Un monolithe est visible près de l’endroit où sera construit le projet minier Dominga, à La Higuera, au Chili, le 5 octobre 2021. Photo par Alberto PEÑA / AFP via Getty Images.

Pour la biologiste Cristina Dorador, membre de l’Assemblée chargée de rédiger une nouvelle Constitution, le modèle de développement du Chili, fondé sur l’exploitation des matières premières au détriment de la nature, doit changer.

La fin des « zones sacrifiées », ces espaces naturels où l’exploitation minière prime sur la défense de l’environnement, était d’ailleurs une revendication des manifestants lors de la contestation sociale de fin 2019.

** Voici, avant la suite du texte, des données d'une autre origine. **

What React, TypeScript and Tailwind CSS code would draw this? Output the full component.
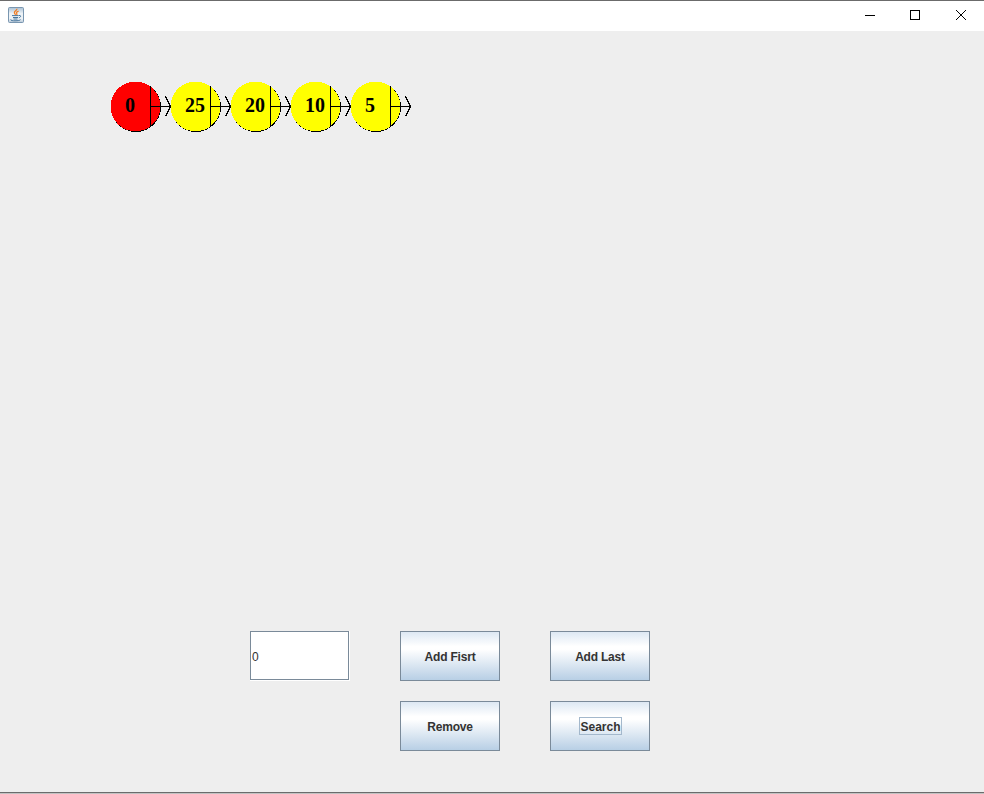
import type { ReactNode } from "react";

const nodes = [
  { value: "0", x: 110, tx: 125, fill: "#ff0000" },
  { value: "25", x: 170, tx: 185, fill: "#ffff00" },
  { value: "20", x: 230, tx: 245, fill: "#ffff00" },
  { value: "10", x: 290, tx: 305, fill: "#ffff00" },
  { value: "5", x: 350, tx: 365, fill: "#ffff00" },
];

function JavaIcon() {
  return (
    <svg width="16" height="16" viewBox="0 0 16 16" fill="none">
      <defs>
        <linearGradient id="tile" x1="0" y1="0" x2="0" y2="1">
          <stop offset="0" stopColor="#a9c0d4" />
          <stop offset="0.4" stopColor="#edf2f6" />
          <stop offset="0.75" stopColor="#edf2f6" />
          <stop offset="1" stopColor="#b4c5d5" />
        </linearGradient>
      </defs>
      <rect x="0.5" y="0.5" width="15" height="15" rx="1" fill="url(#tile)" stroke="#7996b0" />
      <path d="M8.8 1.8C9.5 3.4 6 4.2 6.4 5.8C6.6 6.6 7.5 7 7.3 8M10.6 4C8.6 5 8 5.6 8.7 6.4C9.2 7 9 7.5 8.5 8" stroke="#f07d24" strokeWidth="1.3" />
      <path d="M4 8.6H10.7M5 10.5H10M5.5 12H9.5M11 8.5C13.4 8 13 10.3 10.8 10.8M3 12.3C2 13.4 4 13.8 7 13.8C10 13.8 12 13.4 12.5 12.6" stroke="#47769d" strokeWidth="1" />
    </svg>
  );
}

function TitleBar() {
  return (
    <header className="flex h-[31px] shrink-0 items-start justify-between border-t border-[#6b6b6b] bg-white pl-2">
      <div className="pt-1.5">
        <JavaIcon />
      </div>
      <div className="flex">
        <svg width="46" height="30" shapeRendering="crispEdges">
          <path d="M18 14h10v1h-10z" fill="#000" />
        </svg>
        <svg width="46" height="30" shapeRendering="crispEdges">
          <rect x="17.5" y="9.5" width="9" height="9" fill="none" stroke="#000" />
        </svg>
        <svg width="45" height="30">
          <path d="M17 9l10 10M27 9l-10 10" fill="none" stroke="#000" strokeWidth="1" />
        </svg>
      </div>
    </header>
  );
}

function LinkedList() {
  return (
    <svg width="984" height="600" className="block" viewBox="0 31 984 600">
      {nodes.map((n) => (
        <g key={n.x}>
          <g shapeRendering="crispEdges">
            <circle cx={n.x + 25.9} cy="106.9" r="25.1" fill="#000" />
            <circle cx={n.x + 25.5} cy="106.4" r="24.9" fill={n.fill} />
            <path d={`M${n.x + 40} 86h1v41h-1zM${n.x + 40} 106h21v1h-21z`} fill="#000" />
            <path d={`M${n.x + 55.5} 96.5l5 10l-5 10`} fill="none" stroke="#000" />
          </g>
          <text x={n.tx} y="112" fontSize="20" fontWeight="700" fontFamily="'Liberation Serif', serif">
            {n.value}
          </text>
        </g>
      ))}
    </svg>
  );
}

function SwingButton({ children, focused = false }: { children: ReactNode; focused?: boolean }) {
  return (
    <button className="flex h-[50px] w-[100px] items-center justify-center border border-[#7a8a99] bg-[linear-gradient(to_bottom,#dde8f3_0%,#ffffff_30%,#ffffff_36%,#b8cfe5_100%)] text-xs font-bold text-[#333333]">
      <span
        className={
          focused
            ? "flex h-[18px] w-[43px] items-center justify-center border border-[#a3b8cc] pt-0.5 pl-px"
            : "pt-px tracking-[-0.2px]"
        }
      >
        {children}
      </span>
    </button>
  );
}

export default function App() {
  return (
    <div className="flex h-[794px] w-[984px] flex-col overflow-hidden bg-[#eeeeee] font-['Liberation_Sans',Arial,sans-serif]">
      <TitleBar />
      <main className="h-[761px] shrink-0">
        <LinkedList />
        <div className="ml-[250px] grid w-[400px] grid-cols-[100px_100px_100px] gap-x-[50px] gap-y-5">
          <div className="h-[50px] w-[100px] border-r border-b border-white">
            <input
              className="block h-[49px] w-[99px] border border-[#7a8a99] bg-white pt-0.5 pl-px text-xs text-[#333333] outline-none"
              defaultValue="0"
            />
          </div>
          <SwingButton>Add Fisrt</SwingButton>
          <SwingButton>Add Last</SwingButton>
          <div />
          <SwingButton>Remove</SwingButton>
          <SwingButton focused>Search</SwingButton>
        </div>
      </main>
      <div className="h-px shrink-0 bg-[#6b6b6b]" />
      <div className="h-px shrink-0 bg-[#c2c2c2]" />
    </div>
  );
}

Projet entaché de soupçons de corruption

« Nous devons développer des alternatives (…) pour que le Chili devienne une société de la connaissance et ne dépende pas des marchés extérieurs et de la demande en minerais », estime la biologiste.

Des pêcheurs et des habitants manifestent contre le projet de fer et de cuivre Dominga dans le secteur de la pêche de Punta Choro, à La Higuera, à environ 530 km au nord de Santiago, le 5 octobre 2021. Photo par Alberto PEÑA / AFP via Getty Images.

Ce projet est d’autant plus controversé qu’il est désormais entaché de soupçons de corruption mettant directement en cause le chef de l’Etat, Sebastian Piñera (2010-2014, réélu en 2017), objet d’une enquête et sous la menace d’une procédure de destitution lancée par l’opposition.

En cause, la vente en 2010 de Minera Dominga par une société appartenant à ses enfants à un de ses proches, dont la famille est actionnaire de Andes Iron. Or cette vente avait une condition: qu’aucune zone de protection naturelle ne soit déclarée sur le site du projet minier.